Городские туманы, повествовательный туман и пародия
В создании этого всемогущего «тромплея» (обман зрения) не последнюю роль играет петербургский туман, и внимательное чтение показывает, что он мало-помалу поглощает и само повествование. В конце первой части «Носа» ход приключений цирюльника Ивана Яковлевича, которого окликнул квартальный надзиратель, увидев, что тот тайком бросил в Неву пресловутый нос, найденный утром в свежеиспеченном хлебе, «закрывается туманом, и что далее произошло, решительно ничего не известно» (43). Тот же туман поглощает и концовку второй части. Этот природный туман становится метафорой чудовищной повествовательной неразберихи и делает возможным самые немыслимые события. Во всем этом и «северная столица нашего обширного государства» повинна, но «непонятнее всего, — это то, как авторы могут брать подобные сюжеты», как сказано в эпилоге повести, но «подобные происшествия бывают на свете, — редко, но бывают» (64–65). Во всяком случае, в Петербурге.
Город занимает в повестях центральное место, но этот город раздроблен на мелкие части, и его жители пытаются собрать их воедино. Повестью «Невский проспект» Гоголь сознательно ставит себя в рамки традиции, однако потрясает ее основы, сообщая целому пародийное значение. Но пародийность этого текста еще шире.
Туман, затмевающий лик действительности, и повествовательная неразбериха, деформирующая правдоподобие, ожидаемое от рассказа, соединяются, чтобы похоронить всю романтическую литературную традицию, окружавшую Гоголя. Взглянем еще раз на «Невский проспект». Недалекий критик, которому и невдомек, что он имеет дело с одним из величайших гениев русской литературы, пожалуй, нашел бы повесть кривоватой, с ее непомерным прологом, за которым следуют две истории, очень различные и по размеру и по стилю. Верно, он нашел бы ее уродливым гибридом, члены которого существуют порознь друг от друга. Мы видим необходимость искать то, что их объединяет, вовне. Эту связь можно обнаружить, например, в пародийном плане произведения — история художника Пискарева строится вокруг шаблона, свойственного романтизму, где заметное место отводится мечте, и встречаем приметы шаблона: любовь героя к прекрасной незнакомке, которую он пытается спасти от падения, дозы опиума и затем трагическая смерть художника в городе, современном и потому враждебном. Но это романтическое повествование затем снижается рассказом о злоключениях поручика Пирогова, восходящим уже к иному жанру — фарсу, граничащим с вульгарностью, и он тоже отвечает стереотипам жанра: бурлескные сцены, поколоченный воздыхатель и т. д.

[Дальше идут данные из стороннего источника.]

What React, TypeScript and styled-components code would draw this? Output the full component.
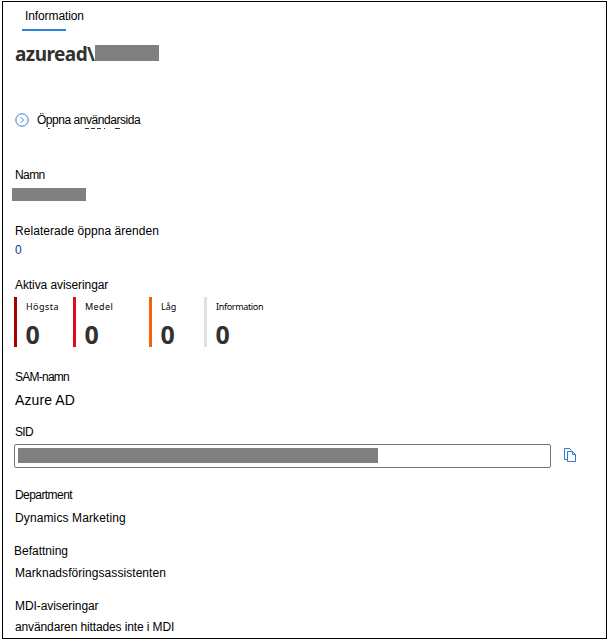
import React from "react";
import styled, { createGlobalStyle } from "styled-components";

const GlobalStyle = createGlobalStyle`
  * { box-sizing: border-box; }
  body { margin: 0; background: #fff; }
`;

const Panel = styled.main`
  width: 605px;
  height: 638px;
  margin: 1px 0 0 2px;
  padding: 6px 0 0 11px;
  border: 1px solid #000;
  background: #fff;
  color: #000;
  font-family: "Liberation Sans", Arial, sans-serif;
  font-size: 12px;
  line-height: 16px;
  white-space: nowrap;
  overflow: hidden;
`;

const Tab = styled.div`
  width: 44px;
  height: 23px;
  margin-left: 8px;
  padding-left: 3px;
  border-bottom: 2px solid #2b88d8;
  letter-spacing: -0.1px;
`;

const Heading = styled.h1`
  display: flex;
  align-items: flex-start;
  height: 28px;
  margin: 9px 0 0;
  color: #323130;
  font: 700 19px/28px "Noto Sans", "Open Sans", sans-serif;
`;

const Redacted = styled.div<{ $w: number; $h: number }>`
  width: ${(p) => p.$w}px;
  height: ${(p) => p.$h}px;
  flex: none;
  background: #808080;
`;

const UserName = styled.span`
  width: 81px;
  padding-left: 1px;
  letter-spacing: -0.55px;
`;

const HeadingMask = styled(Redacted)`
  margin-top: 5px;
`;

const OpenLink = styled.a`
  display: flex;
  height: 16px;
  margin-top: 44px;
  padding-left: 1px;
  gap: 8px;
  letter-spacing: -0.46px;

  svg { flex: none; margin-top: 1px; }
`;

const ClippedLine = styled.svg`
  display: block;
  margin-left: 33px;
`;

const Details = styled.div`
  margin-top: 38px;
`;

const Field = styled.section<{ $h: number }>`
  height: ${(p) => p.$h}px;
`;

const Label = styled.div<{ $track?: number; $indent?: number }>`
  height: 16px;
  padding-left: ${(p) => p.$indent ?? 1}px;
  letter-spacing: ${(p) => p.$track ?? 0}px;
`;

const Value = styled.div<{ $gap: number; $track?: number; $size?: number; $color?: string }>`
  height: 16px;
  margin-top: ${(p) => p.$gap}px;
  padding-left: 1px;
  color: ${(p) => p.$color ?? "#000"};
  font-size: ${(p) => p.$size ?? 12}px;
  letter-spacing: ${(p) => p.$track ?? 0}px;
`;

const NameMask = styled(Redacted)`
  margin: 5px 0 0 -2px;
`;

const Alerts = styled.div`
  display: flex;
  height: 50px;
  margin-top: 4px;
`;

const Alert = styled.div<{ $color: string; $w: number }>`
  width: ${(p) => p.$w}px;
  padding-left: 9px;
  border-left: 3px solid ${(p) => p.$color};
`;

const Severity = styled.div<{ $track?: number }>`
  height: 20px;
  font: 9px/20px "Noto Sans", "Open Sans", sans-serif;
  letter-spacing: ${(p) => p.$track ?? 0}px;
`;

const Count = styled.div`
  height: 30px;
  margin-left: -0.5px;
  color: #323130;
  font: 700 25px/34px "Noto Sans", "Open Sans", sans-serif;
`;

const SidRow = styled.div`
  display: flex;
  align-items: flex-start;
  gap: 13px;
  margin-top: 4px;

  > svg { margin-top: 4px; }
`;

const SidBox = styled.div`
  display: flex;
  align-items: flex-start;
  width: 537px;
  height: 24px;
  padding: 3px;
  border: 1px solid #767676;
  border-radius: 2px;
`;

const ALERTS = [
  { name: "Högsta", color: "#a80000", width: 59, track: 0.45 },
  { name: "Medel", color: "#e00b1c", width: 76, track: 0.4 },
  { name: "Låg", color: "#f7630c", width: 55, track: 0 },
  { name: "Information", color: "#e1e1e1", width: 80, track: -0.34 },
];

export default function App() {
  return (
    <>
      <GlobalStyle />
      <Panel>
        <Tab>Information</Tab>
        <Heading>
          <UserName>azuread\</UserName>
          <HeadingMask $w={64} $h={16} />
        </Heading>
        <OpenLink>
          <svg width="14" height="14" viewBox="0 0 14 14" fill="none" stroke="#2b7cd3">
            <circle cx="7" cy="7" r="6.2" />
            <path d="M5.5 4 8.5 7 5.5 10" />
          </svg>
          Öppna användarsida
        </OpenLink>
        <ClippedLine width="80" height="1" viewBox="0 0 80 1" stroke="#333">
          <path d="M1 .5h2M38 .5h4M44 .5h4M50 .5h4M57 .5h1M68 .5h5" />
        </ClippedLine>

        <Details>
          <Field $h={56}>
            <Label $track={-0.6}>Namn</Label>
            <NameMask $w={74} $h={13} />
          </Field>
          <Field $h={54}>
            <Label $track={0.05}>Relaterade öppna ärenden</Label>
            <Value $gap={3} $color="#0b3a7a">0</Value>
          </Field>
          <Field $h={92}>
            <Label $track={-0.08}>Aktiva aviseringar</Label>
            <Alerts>
              {ALERTS.map((a) => (
                <Alert key={a.name} $color={a.color} $w={a.width}>
                  <Severity $track={a.track}>{a.name}</Severity>
                  <Count>0</Count>
                </Alert>
              ))}
            </Alerts>
          </Field>
          <Field $h={55}>
            <Label $track={-0.75}>SAM-namn</Label>
            <Value $gap={7} $size={14} $track={0.1}>Azure AD</Value>
          </Field>
          <Field $h={63}>
            <Label $track={-0.7}>SID</Label>
            <SidRow>
              <SidBox>
                <Redacted $w={360} $h={15} />
              </SidBox>
              <svg width="13" height="15" viewBox="0 0 13 15" fill="none" stroke="#2b7cd3">
                <path d="M3 11.5H.5V.5H5.500L7.500 2.500" />
                <path d="M3.500 3.500H8.500L11.500 6.500V13.500H3.500ZM8.500 3.500V6.500H11.500" />
              </svg>
            </SidRow>
          </Field>
          <Field $h={56}>
            <Label $track={-0.57}>Department</Label>
            <Value $gap={7} $track={0.12}>Dynamics Marketing</Value>
          </Field>
          <Field $h={55}>
            <Label $indent={0}>Befattning</Label>
            <Value $gap={6} $track={0.06}>Marknadsföringsassistenten</Value>
          </Field>
          <Field $h={40}>
            <Label $track={-0.08}>MDI-aviseringar</Label>
            <Value $gap={5} $track={-0.12}>användaren hittades inte i MDI</Value>
          </Field>
        </Details>
      </Panel>
    </>
  );
}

Пародия на романтико-фантастический рассказ заметна даже в той детали, что после трагической смерти Пискарева мы переносимся «в Мещанскую улицу, улицу табачных и мелочных лавок, немцев-ремесленников и чухонских нимф» (30). Но слово «романтизм» в России, и особенно в ту эпоху, означало немецкий романтизм. А кто говорит о немецком романтизме, тот вспоминает Ф. Шиллера, — обязательное чтение для целого поколения. У Гоголя фамилия немецкого ремесленника Шиллер несомненно приобретает новое значение, тем более что его приятеля зовут Гофман, то есть произносится имя и другого писателя, чья тень витает над всеми «Петербургскими повестями». Впрочем, Гоголь и привлекает к этому внимание читателя, многократно повторяя известные имена:
Перед ним сидел Шиллер, — не тот Шиллер, который написал «Вильгельма Телля» и «Историю Тридцатилетней войны», но известный Шиллер, жестяных дел мастер в Мещанской улице. Возле Шиллера стоял Гофман, — не писатель Гофман, но довольно хороший сапожник с Офицерской улицы, большой приятель Шиллера. Шиллер был пьян и сидел на стуле, топая ногою и говоря что-то с жаром.